If Person A steals something from Person B, but Person B fails to ever notice, does that mean the theft committed by Person A is not unethical?
In a way, yes, that particular instance of behavior in reality, if never identified, is never determined to be ethical or unethical. Of course different parts of Person A might identify the behavior differently, and intrapersonal society will be affected. There is always that possibility, but this is only an analysis of a particular instance of behavior in reality, not of a given behavior in the abstract. What if we make it so? What if we define this as “undetected theft” in the abstract. This is a qualification on theft, which I analyzed in part one. Can we say that undetected theft is unethical? Possibly. How about… though it might be undetected by the victim, it is not undetected by the thief, and the various parts of the thief (ego, id, conscience, conscious, unconscious, and so forth). Therefore it would seem that “undetected theft” is an oxymoron, an impossible behavior, and so we must drop the qualification and either find another one, or settle on “theft” which we can show to be unethical behavior.

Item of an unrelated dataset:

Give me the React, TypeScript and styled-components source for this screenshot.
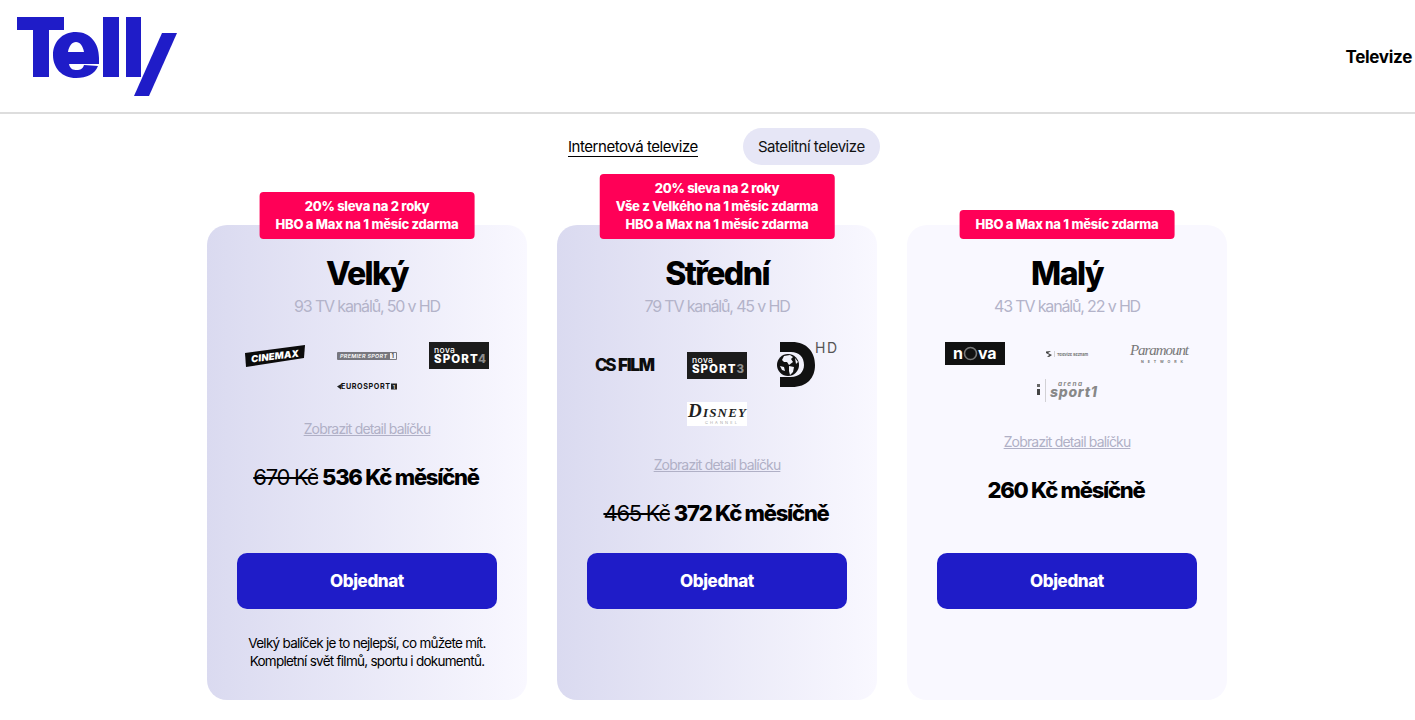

These objections were pretty good I think, and they were a bit of a challenge to respond to. This marks the completion of my attempt at a universal ethic. I don’t know how it will be received by those much more knowledgeable than me, but I’m excited to find out. While I think that my arguments here have merit, I am not married to them. My commitment in life is to understanding the truth and value of any idea. This series was an exercise for me in understanding the phenomenons of ethics and moral outrage, and why people react differently to the same behavior. While I never explicitly argued for a particular code of ethics to be followed, I think I demonstrated the kinds of considerations we should make if we desire to maintain society with others. If you desire to maintain society with others, then I think you can figure out your own code of ethics, to which I will say: Godspeed!